Nous sommes reconnaissants envers la France qui nous aide, envers le Président Macron qui a fait preuve d’un vrai leadership. Nous sommes en contact permanent avec lui et nous coordonnons nos pas.
Votre pays aime et protège la vérité. Vous savez ce que sont la liberté, l’égalité et la fraternité. Chacun de ces termes est important, les Ukrainiens le savent. Nous attendons de la France, de son leadership, qu’elle fasse en sorte que la Russie cherche la paix, pour mettre fin à cette guerre contre la liberté, l’égalité et la fraternité, contre tout ce qui a rendu l’Europe unie, libre et diverse.
Nous attendons de la France, de son leadership, la restauration de l’intégrité territoriale de l’Ukraine. Nous pouvons le faire ensemble. Si certains parmi vous doutent, qu’ils sachent que votre peuple, comme tous les autres peuples de l’Europe, en est sûr.
Durant la présidence française de l’Union européenne, il y aura une décision mûrie sur l’adhésion de l’Ukraine à l’Union européenne, une décision historique à un moment historique, comme cela a toujours été le cas dans l’histoire du peuple français.
Demain, cela fera un mois que les Ukrainiens se battent de manière héroïque pour leur vie et pour leur liberté, contre des forces russes supérieures en nombre. Nous avons besoin de plus d’aide et de plus de soutien – la liberté doit être bien armée ! Nous avons besoin de chars, d’armes antichars, d’avions de combat, de défenses antiaériennes. Vous pouvez nous aider.

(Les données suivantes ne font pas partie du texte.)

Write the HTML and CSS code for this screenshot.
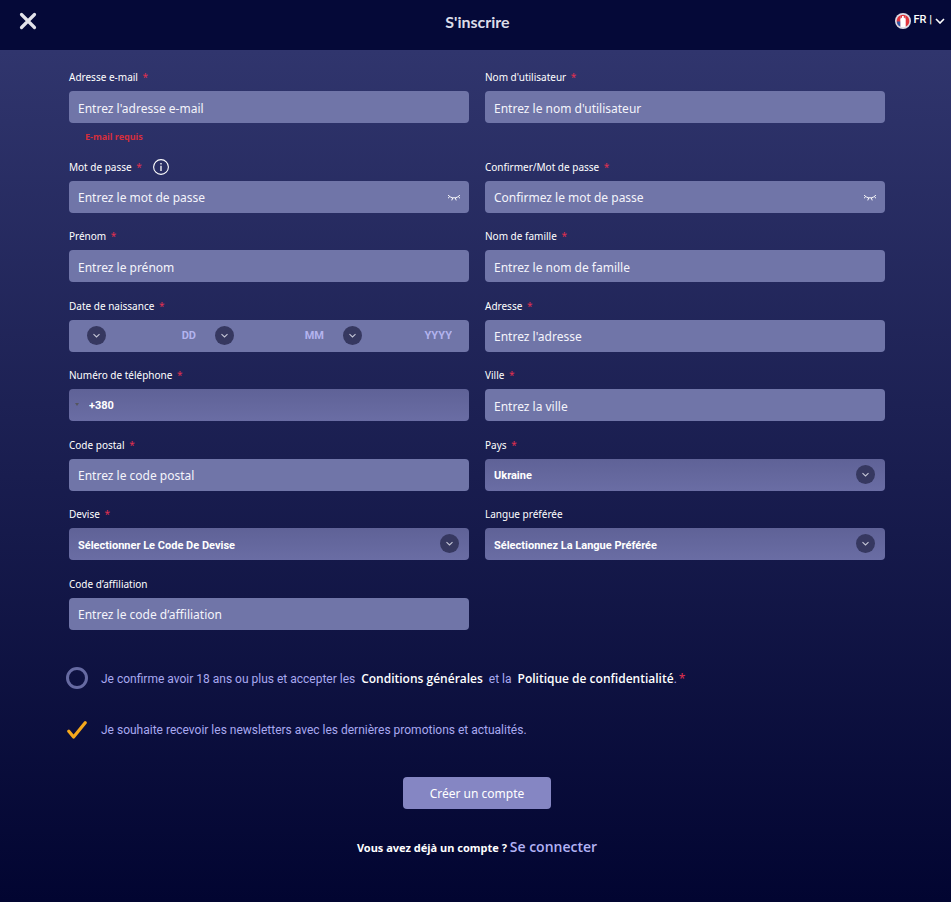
FILE: index.html
```html
<!DOCTYPE html>
<html lang="fr">
  <head>
    <meta charset="UTF-8" />
    <meta name="viewport" content="width=device-width, initial-scale=1.0" />
    <title>S'inscrire</title>
    <link rel="stylesheet" href="styles.css">
  </head>
  <body>
    <svg class="sprite" aria-hidden="true">
      <symbol id="chevron" viewBox="0 0 19 19">
        <circle cx="9.5" cy="9.5" r="9.5" fill="#363860" />
        <path d="M6.5 8.2l3 2.8 3-2.8" fill="none" stroke="#c5c6d6" stroke-width="1.1" />
      </symbol>
      <symbol id="eye" viewBox="0 0 14 8">
        <path d="M1.2 1C3.5 4.8 10.5 4.8 12.8 1M2.6 2.8L1 4.2M5.6 4L4.8 6.4M8.4 4l.8 2.4M11.4 2.8L13 4.2" fill="none" stroke="#fff" stroke-width="1" />
      </symbol>
    </svg>

    <header class="header">
      <button class="close" type="button" aria-label="Fermer">
        <svg width="18" height="18" viewBox="0 0 18 18">
          <path d="M2.5 2.5l13 13M15.5 2.5l-13 13" stroke="#e3e3ea" stroke-width="3.2" stroke-linecap="round" />
        </svg>
      </button>
      <h1>S'inscrire</h1>
      <button class="lang" type="button">
        <svg width="16" height="16" viewBox="0 0 16 16">
          <circle cx="8" cy="8" r="8" fill="#dcdce6" />
          <path d="M5.5 2.2v11.6A6.4 6.4 0 0 1 1.7 8a6.4 6.4 0 0 1 3.8-5.8z" fill="#e0343c" />
          <path d="M1.9 8.5h3.6v5.3a6.4 6.4 0 0 1-3.6-5.3z" fill="#2c5aa8" />
          <path d="M10.5 2.2v11.6A6.4 6.4 0 0 0 14.3 8a6.4 6.4 0 0 0-3.8-5.8z" fill="#e0343c" />
          <path d="M5.5 2.2a6.4 6.4 0 0 1 5 0v2.6h-5z" fill="#e0343c" />
          <path d="M5.5 6l1.5-1V3h1.8v2l1.7 1v8h-5z" fill="#fff" />
        </svg>
        <span>FR |</span>
        <svg width="10" height="6" viewBox="0 0 10 6">
          <path d="M1 1l4 4 4-4" fill="none" stroke="#fff" stroke-width="1.6" />
        </svg>
      </button>
    </header>

    <form class="form" id="form">
      <div class="fields">
        <div class="form-control">
          <label for="email">Adresse e-mail <b>*</b></label>
          <input type="text" id="email" placeholder="Entrez l'adresse e-mail" />
          <span class="error">E-mail requis</span>
        </div>
        <div class="form-control">
          <label for="username">Nom d'utilisateur <b>*</b></label>
          <input type="text" id="username" placeholder="Entrez le nom d'utilisateur" />
        </div>

        <div class="form-control">
          <div class="label-row">
            <label for="password">Mot de passe <b>*</b></label>
            <button class="info" type="button" aria-label="Information">
              <svg width="16" height="16" viewBox="0 0 16 16">
                <circle cx="8" cy="8" r="7.4" fill="none" stroke="#fff" stroke-width="1.1" />
                <path d="M8 4v1.5M8 6.8V12" stroke="#fff" stroke-width="1.3" />
              </svg>
            </button>
          </div>
          <div class="box">
            <input type="password" id="password" placeholder="Entrez le mot de passe" />
            <button class="eye" type="button" aria-label="Afficher"><svg width="14" height="8"><use href="#eye" /></svg></button>
          </div>
        </div>
        <div class="form-control">
          <label for="confirmpassword">Confirmer/Mot de passe <b>*</b></label>
          <div class="box">
            <input type="password" id="confirmpassword" placeholder="Confirmez le mot de passe" />
            <button class="eye" type="button" aria-label="Afficher"><svg width="14" height="8"><use href="#eye" /></svg></button>
          </div>
        </div>

        <div class="form-control">
          <label for="firstname">Prénom <b>*</b></label>
          <input type="text" id="firstname" placeholder="Entrez le prénom" />
        </div>
        <div class="form-control">
          <label for="lastname">Nom de famille <b>*</b></label>
          <input type="text" id="lastname" placeholder="Entrez le nom de famille" />
        </div>

        <div class="form-control">
          <label for="day">Date de naissance <b>*</b></label>
          <div class="date">
            <div class="box">
              <select id="day"><option>DD</option></select>
              <svg class="arrow"><use href="#chevron" /></svg>
            </div>
            <div class="box">
              <select id="month" aria-label="Mois"><option>MM</option></select>
              <svg class="arrow"><use href="#chevron" /></svg>
            </div>
            <div class="box">
              <select id="year" aria-label="Année"><option>YYYY</option></select>
              <svg class="arrow"><use href="#chevron" /></svg>
            </div>
          </div>
        </div>
        <div class="form-control">
          <label for="address">Adresse <b>*</b></label>
          <input type="text" id="address" placeholder="Entrez l'adresse" />
        </div>

        <div class="form-control">
          <label for="phone">Numéro de téléphone <b>*</b></label>
          <div class="box">
            <input class="phone" type="tel" id="phone" value="+380" />
            <span class="caret"></span>
          </div>
        </div>
        <div class="form-control">
          <label for="city">Ville <b>*</b></label>
          <input type="text" id="city" placeholder="Entrez la ville" />
        </div>

        <div class="form-control">
          <label for="zip">Code postal <b>*</b></label>
          <input type="text" id="zip" placeholder="Entrez le code postal" />
        </div>
        <div class="form-control">
          <label for="country">Pays <b>*</b></label>
          <div class="box">
            <select id="country"><option>Ukraine</option></select>
            <svg class="arrow"><use href="#chevron" /></svg>
          </div>
        </div>

        <div class="form-control">
          <label for="currency">Devise <b>*</b></label>
          <div class="box">
            <select id="currency"><option>Sélectionner Le Code De Devise</option></select>
            <svg class="arrow"><use href="#chevron" /></svg>
          </div>
        </div>
        <div class="form-control">
          <label for="language">Langue préférée</label>
          <div class="box">
            <select id="language"><option>Sélectionnez La Langue Préférée</option></select>
            <svg class="arrow"><use href="#chevron" /></svg>
          </div>
        </div>

        <div class="form-control">
          <label for="affiliate">Code d’affiliation</label>
          <input type="text" id="affiliate" placeholder="Entrez le code d’affiliation" />
        </div>
      </div>

      <div class="check">
        <input type="checkbox" id="terms" />
        <label for="terms">Je confirme avoir 18 ans ou plus et accepter les&nbsp; <a href="#">Conditions générales</a>&nbsp; et la&nbsp; <a href="#">Politique de confidentialité</a>.<b>*</b></label>
      </div>
      <div class="check">
        <input type="checkbox" id="news" checked />
        <svg class="tick" width="20" height="18" viewBox="0 0 20 18">
          <path d="M1.8 10.2l4.8 5.8L18.2 1.8" fill="none" stroke="#f5a81c" stroke-width="3.2" stroke-linecap="round" stroke-linejoin="round" />
        </svg>
        <label for="news">Je souhaite recevoir les newsletters avec les dernières promotions et actualités.</label>
      </div>

      <button class="btn" type="submit">Créer un compte</button>
      <p class="login">Vous avez déjà un compte ? <a href="#">Se connecter</a></p>
    </form>
  </body>
</html>
```
FILE: styles.css
```css
* {
  padding: 0;
  margin: 0;
  box-sizing: border-box;
  font-family: "Noto Sans", "Open Sans", sans-serif;
}
body {
  display: flex;
  flex-direction: column;
  min-height: 100vh;
  background-color: #020531;
  color: white;
}
button {
  border: none;
  background: none;
  color: white;
}
svg {
  display: block;
}
a {
  text-decoration: none;
}
.sprite {
  position: absolute;
  width: 0;
  height: 0;
}

.header {
  display: grid;
  grid-template-columns: 1fr auto 1fr;
  align-items: center;
  height: 50px;
  padding: 0 6px 8px 10px;
  background-color: #050938;
}
.header h1 {
  font-family: Lato, sans-serif;
  font-size: 16px;
  color: #dcdde8;
}
.close {
  justify-self: start;
  margin-left: 9px;
}
.lang {
  display: flex;
  align-items: center;
  justify-self: end;
  gap: 3px;
}
.lang span {
  padding-bottom: 3px;
  font-family: Roboto, sans-serif;
  font-size: 11px;
  font-weight: 500;
}

.form {
  display: flex;
  flex: 1;
  flex-direction: column;
  padding: 19px 66px 44px 69px;
  background: linear-gradient(#30356d, #020531);
}
.fields {
  display: grid;
  flex: 1;
  grid-template-columns: 1fr 1fr;
  align-content: space-between;
  column-gap: 16px;
  margin-bottom: 37px;
}
.form-control {
  display: flex;
  flex-direction: column;
}
.form-control label {
  height: 22px;
  font-size: 10px;
  line-height: 16px;
}
.form b {
  margin-left: 2px;
  color: #e0304f;
  font-weight: normal;
}
.label-row {
  display: flex;
  gap: 11px;
}
.info {
  height: 16px;
}
.form-control input,
.form-control select {
  display: block;
  width: 100%;
  height: 32px;
  padding: 2px 9px 0;
  border: none;
  border-radius: 4px;
  outline: none;
  background-color: #7075a8;
  color: white;
  font-size: 12px;
}
.form-control input::placeholder {
  color: #f4f4fb;
}
.form-control select,
.form-control .phone {
  appearance: none;
  background: linear-gradient(#5f6297, #6a6da4);
  font-family: Roboto, sans-serif;
  font-size: 11px;
  font-weight: bold;
}
.form-control .phone {
  padding: 0 20px;
}
.error {
  padding: 8px 16px 0;
  color: #d42e3c;
  font-size: 9px;
  font-weight: bold;
  line-height: 12px;
}
.box {
  position: relative;
}
.arrow {
  position: absolute;
  top: 6px;
  right: 10px;
  width: 19px;
  height: 19px;
  pointer-events: none;
}
.eye {
  position: absolute;
  top: 13px;
  right: 8px;
}
.caret {
  position: absolute;
  top: 14px;
  left: 6px;
  border: 2px solid transparent;
  border-top: 3px solid #55555f;
}
.date {
  display: grid;
  grid-template-columns: repeat(3, 1fr);
  height: 32px;
  padding: 0 8px;
  border-radius: 4px;
  background-color: #7075a8;
}
.form-control .date select {
  padding: 0 9px;
  background: none;
  color: #b3b3ee;
  text-align-last: right;
}
.date .arrow {
  right: auto;
  left: 10px;
}

.check {
  position: relative;
  display: flex;
  align-items: center;
  gap: 13px;
  height: 22px;
  margin: 0 0 30px -3px;
  color: #a9a9f0;
  font-size: 12px;
}
.check input {
  appearance: none;
  width: 22px;
  height: 22px;
  border: 3px solid #666aa2;
  border-radius: 50%;
}
.check input:checked {
  border-color: transparent;
}
.tick {
  position: absolute;
  left: 1px;
  pointer-events: none;
}
.check label {
  font-family: Roboto, sans-serif;
}
.check a {
  color: white;
  font-family: "Open Sans", sans-serif;
  font-weight: 600;
}
.btn {
  align-self: center;
  width: 148px;
  height: 32px;
  margin: 6px 0 27px;
  border-radius: 4px;
  background-color: #8586c3;
  font-size: 12px;
}
.login {
  font-size: 11px;
  font-weight: bold;
  line-height: 21px;
  text-align: center;
}
.login a {
  color: #b3b3f5;
  font-family: "Open Sans", sans-serif;
  font-size: 14px;
  font-weight: 600;
}
```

Pour que la liberté ne perde pas, il faut sanctionner l’agresseur. Les entreprises françaises, Renault, Auchan ou Leroy Merlin, doivent quitter le marché russe. Ils doivent arrêter de sponsoriser la machine de guerre russe, de financer le meurtre de femmes et d’enfants, les viols. Les valeurs sont plus précieuses que les bénéfices.
Nous devons penser à l’avenir, à la façon dont nous vivrons après la guerre. Il faut des garanties – la garantie que la sécurité sera inébranlable, que les guerres ne seront plus possibles dans ce monde. Créons un nouveau système de sécurité, où la France aura un rôle de premier plan, pour qu’on n’ait plus à mourir afin que les autres vivent, pour qu’on ne dise pas adieu à la vie sous les bombes, mais quand son heure est venue. Nous devons vivre dans le respect et pouvoir nous dire au revoir dignement, comme la France (M. le Président d’Ukraine esquisse un sourire) a dit au revoir à Belmondo.
Merci à la France et gloire à l’Ukraine ! (Mmes et MM. les parlementaires se lèvent et applaudissent longuement.)
M. le président. – Merci monsieur le Président.